Résidence pour aînés autochtones : si près des siens, mais si loin de sa culture
Radio-Canada
Tous les soirs, Patrick est là, sous le balcon de Margot. Les employés de la résidence pour aînés de Pessamit surnomment le duo « Roméo et Juliette ».
Margot Rock vit ici, dans un appartement, depuis quatre ans maintenant. Elle est la plus jeune des pensionnaires de la résidence de cette communauté innue, située sur la Côte-Nord, entre Forestville et Baie-Comeau. Ils sont neuf au total.
Margot Rock n’a que 60 ans. Mais elle a souffert de plusieurs ruptures d’anévrisme qui ont affecté son cerveau et lui ont fait perdre l'usage d'un œil. D’abord à Baie-Comeau, elle a été transférée ici lorsque la résidence a ouvert ses portes, en 2018. Ma sœur voulait vraiment que je revienne dans la communauté. Je suis heureuse d’être de retour, dit-elle.

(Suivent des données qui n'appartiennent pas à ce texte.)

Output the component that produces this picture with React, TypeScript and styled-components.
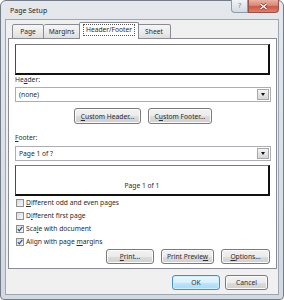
import React from "react";
import styled, { createGlobalStyle } from "styled-components";

const GlobalStyle = createGlobalStyle`
  html, body {
    margin: 0;
    padding: 0;
    background: #fff;
  }
  body {
    font-family: "Noto Sans", "Open Sans", sans-serif;
    font-size: 6.7px;
    color: #2b2b2b;
  }
`;

const Window = styled.div`
  width: 284px;
  height: 300px;
  box-sizing: border-box;
  border: 1px solid #737c88;
  border-radius: 6px 6px 4px 4px;
  background: linear-gradient(180deg, #e4e8ed 0%, #d9dfe6 60%, #d3d9e1 100%);
  padding: 0 4px 4px 4px;
  display: flex;
  flex-direction: column;
`;

const TitleBar = styled.div`
  height: 18px;
  display: flex;
  align-items: flex-start;
`;

const Title = styled.span`
  padding: 5px 0 0 5px;
  font-size: 7px;
  color: #262626;
`;

const Caption = styled.div`
  margin-left: auto;
  margin-top: -1px;
  display: flex;
`;

const CaptionButton = styled.span<{ $close?: boolean }>`
  width: ${(p) => (p.$close ? 31 : 17)}px;
  height: 13px;
  box-sizing: border-box;
  display: flex;
  align-items: center;
  justify-content: center;
  border: 1px solid ${(p) => (p.$close ? "#9a5248" : "#9099a5")};
  border-top: none;
  border-radius: ${(p) => (p.$close ? "0 0 4px 0" : "0 0 0 4px")};
  background: ${(p) =>
    p.$close
      ? "linear-gradient(180deg, #eab3a7 0%, #dc8676 45%, #cc5a45 55%, #d9806e 100%)"
      : "linear-gradient(180deg, #f1f4f7 0%, #e2e7ed 50%, #d3dae3 100%)"};
  color: #7a828d;
  font-size: 7px;
  font-family: "DejaVu Sans", sans-serif;
`;

const Client = styled.div`
  flex: 1;
  display: flex;
  flex-direction: column;
  border: 1px solid #9ea6b1;
  background: #f0f0f0;
  padding: 2px 1px 0 2px;
`;

const TabRow = styled.div`
  height: 17px;
  margin-bottom: -1px;
  padding-left: 4px;
  display: flex;
  align-items: flex-end;
`;

const Tab = styled.div<{ $w: number; $active?: boolean }>`
  width: ${(p) => p.$w}px;
  height: ${(p) => (p.$active ? 17 : 15)}px;
  box-sizing: border-box;
  display: flex;
  align-items: ${(p) => (p.$active ? "flex-start" : "center")};
  justify-content: center;
  padding-top: ${(p) => (p.$active ? 2 : 0)}px;
  padding-bottom: ${(p) => (p.$active ? 0 : 1)}px;
  border: 1px solid #898c95;
  border-left-width: ${(p) => (p.$active ? 1 : 0)}px;
  border-bottom: ${(p) => (p.$active ? "none" : "1px solid #898c95")};
  border-radius: 2px 2px 0 0;
  background: ${(p) =>
    p.$active ? "#fff" : "linear-gradient(180deg, #f6f6f6 0%, #ececec 50%, #dedede 100%)"};
  position: ${(p) => (p.$active ? "relative" : "static")};
  margin-left: ${(p) => (p.$active ? -1 : 0)}px;
  margin-right: ${(p) => (p.$active ? -1 : 0)}px;
  &:first-child {
    border-left-width: 1px;
  }
`;

const FocusLabel = styled.span`
  outline: 1px dotted #555;
  outline-offset: 0;
  padding: 0 2px;
  line-height: 10px;
`;

const Panel = styled.div`
  border: 1px solid #898c95;
  background: #fff;
  padding: 5px 5px 4px 6px;
  display: flex;
  flex-direction: column;
`;

const Preview = styled.div<{ $mt: number }>`
  margin-top: ${(p) => p.$mt}px;
  margin-right: 1px;
  height: 31px;
  box-sizing: border-box;
  border-top: 1px solid #7a7a7a;
  border-left: 1px solid #4a4a4a;
  border-right: 2px solid #111;
  border-bottom: 2px solid #111;
  display: flex;
  align-items: flex-end;
  justify-content: center;
  padding-bottom: 4px;
`;

const FieldLabel = styled.div<{ $mt: number }>`
  margin-top: ${(p) => p.$mt}px;
  height: 10px;
  line-height: 10px;
`;

const Combo = styled.div<{ $mt: number }>`
  margin-top: ${(p) => p.$mt}px;
  height: 15px;
  box-sizing: border-box;
  border: 1px solid #abadb3;
  background: #fff;
  display: flex;
  align-items: center;
  padding-left: 3px;
`;

const ComboText = styled.span`
  flex: 1;
`;

const DropButton = styled.span`
  width: 12px;
  height: 11px;
  box-sizing: border-box;
  margin-right: 1px;
  border: 1px solid #a7a7a7;
  background: linear-gradient(180deg, #f4f4f4 0%, #e6e6e6 50%, #d6d6d6 100%);
  display: flex;
  align-items: center;
  justify-content: center;
`;

const Arrow = styled.span`
  width: 0;
  height: 0;
  border-left: 2.5px solid transparent;
  border-right: 2.5px solid transparent;
  border-top: 3px solid #111;
`;

const ButtonRow = styled.div<{ $mt: number; $align: string; $pr?: number }>`
  margin-top: ${(p) => p.$mt}px;
  padding-right: ${(p) => p.$pr ?? 0}px;
  display: flex;
  justify-content: ${(p) => p.$align};
  gap: 7px;
`;

const Button = styled.button<{ $w: number; $h?: number; $default?: boolean }>`
  width: ${(p) => p.$w}px;
  height: ${(p) => p.$h ?? 16}px;
  padding: 0;
  margin: 0;
  box-sizing: border-box;
  font-family: inherit;
  font-size: 6.7px;
  color: #2b2b2b;
  border: 1px solid ${(p) => (p.$default ? "#4b8ec0" : "#7a7a7a")};
  border-radius: 3px;
  background: ${(p) =>
    p.$default
      ? "linear-gradient(180deg, #eaf6fd 0%, #d9f0fc 50%, #bee6fd 51%, #a7d9f5 100%)"
      : "linear-gradient(180deg, #f2f2f2 0%, #ebebeb 50%, #dddddd 51%, #cfcfcf 100%)"};
  box-shadow: inset 0 0 0 1px ${(p) => (p.$default ? "#cdeefc" : "#fbfbfb")};
`;

const Checks = styled.div`
  display: flex;
  flex-direction: column;
  padding-left: 1px;
`;

const CheckRow = styled.label`
  height: 13px;
  display: flex;
  align-items: center;
  gap: 2px;
`;

const Box = styled.span`
  width: 8px;
  height: 8px;
  box-sizing: border-box;
  border: 1px solid #8e8f8f;
  background: linear-gradient(135deg, #dcdcdc 0%, #f6f6f6 100%);
  display: flex;
  align-items: center;
  justify-content: center;
`;

const BottomRow = styled(ButtonRow)`
  gap: 5px;
`;

const CheckBox = ({ checked, children }: { checked?: boolean; children: React.ReactNode }) => (
  <CheckRow>
    <Box>
      {checked && (
        <svg width="6" height="6" viewBox="0 0 6 6">
          <path d="M0.8 3.2 L2.3 4.8 L5.3 0.9" fill="none" stroke="#2d4f8e" strokeWidth="1.2" />
        </svg>
      )}
    </Box>
    <span>{children}</span>
  </CheckRow>
);

const App: React.FC = () => {
  return (
    <>
      <GlobalStyle />
      <Window>
        <TitleBar>
          <Title>Page Setup</Title>
          <Caption>
            <CaptionButton>?</CaptionButton>
            <CaptionButton $close>
              <svg width="9" height="7" viewBox="0 0 9 7">
                <path d="M1.5 1 L7.5 6 M7.5 1 L1.5 6" stroke="#7a2b20" strokeWidth="2.6" />
                <path d="M1.5 1 L7.5 6 M7.5 1 L1.5 6" stroke="#fff" strokeWidth="1.5" />
              </svg>
            </CaptionButton>
          </Caption>
        </TitleBar>
        <Client>
          <TabRow>
            <Tab $w={32}>Page</Tab>
            <Tab $w={36}>Margins</Tab>
            <Tab $w={60} $active>
              <FocusLabel>Header/Footer</FocusLabel>
            </Tab>
            <Tab $w={33}>Sheet</Tab>
          </TabRow>
          <Panel>
            <Preview $mt={0} />
            <FieldLabel $mt={0}>
              He<u>a</u>der:
            </FieldLabel>
            <Combo $mt={2}>
              <ComboText>(none)</ComboText>
              <DropButton>
                <Arrow />
              </DropButton>
            </Combo>
            <ButtonRow $mt={6} $align="center">
              <Button $w={67}>
                <u>C</u>ustom Header...
              </Button>
              <Button $w={64}>
                C<u>u</u>stom Footer...
              </Button>
            </ButtonRow>
            <FieldLabel $mt={9}>
              <u>F</u>ooter:
            </FieldLabel>
            <Combo $mt={3}>
              <ComboText>Page 1 of ?</ComboText>
              <DropButton>
                <Arrow />
              </DropButton>
            </Combo>
            <Preview $mt={4}>Page 1 of 1</Preview>
            <Checks>
              <CheckBox>
                <u>D</u>ifferent odd and even pages
              </CheckBox>
              <CheckBox>
                D<u>i</u>fferent first page
              </CheckBox>
              <CheckBox checked>
                Sca<u>l</u>e with document
              </CheckBox>
              <CheckBox checked>
                Align with page <u>m</u>argins
              </CheckBox>
            </Checks>
            <ButtonRow $mt={1} $align="flex-end" $pr={1}>
              <Button $w={48} $h={15}>
                <u>P</u>rint...
              </Button>
              <Button $w={53} $h={15}>
                Print Previe<u>w</u>
              </Button>
              <Button $w={49} $h={15}>
                <u>O</u>ptions...
              </Button>
            </ButtonRow>
          </Panel>
          <BottomRow $mt={6} $align="flex-end" $pr={9}>
            <Button $w={48} $h={15} $default>
              OK
            </Button>
            <Button $w={43} $h={15}>
              Cancel
            </Button>
          </BottomRow>
        </Client>
      </Window>
    </>
  );
};

export default App;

Les résidences pour aînés dans les communautés sont encore rares. Elles sont une rupture profonde avec le mode de vie des Autochtones. Pendant longtemps, les enfants prenaient soin de leurs grands-parents à la maison. Ils vivaient ensemble, sous le même toit.
On gardait des liens intergénérationnels : les aînés ont besoin d’être auprès de leurs enfants autant que l’inverse. Ils sont notre noyau pour préserver notre identité et notre sentiment d’appartenance, explique Marie-Claude Riverin, la gestionnaire de la résidence.
Mais dans le contexte actuel, les choses ont changé : la crise du logement dans les communautés a multiplié le nombre d'âmes vivant sous le même toit. Grands-parents, enfants et petits-enfants commençaient à se marcher dessus dans un espace peu adapté.
Les enfants travaillent et ça requiert beaucoup d’énergie pour s’occuper de leurs parents. Ils n’ont plus le temps, explique encore Mme Riverin, qui évoque une usure de la compassion. Ils sont tellement épuisés à prendre soin de leurs aînés qu’ils s’oublient eux-mêmes, ajoute-t-elle.
Je suis contente d’être ici, dans ma communauté. Tout le monde se connaît et mon fils n’habite pas loin, dit aussi Margot Rock.
Au rez-de-chaussée vivent huit autres aînés, chouchoutés par six préposées aux bénéficiaires. Elles sont toutes innues, sauf une. Elles parlent toutes l’innu-aimun, sauf une. Un luxe pour les pensionnaires qui, bien souvent, comprennent le français mais sont beaucoup plus à l’aise dans leur langue maternelle.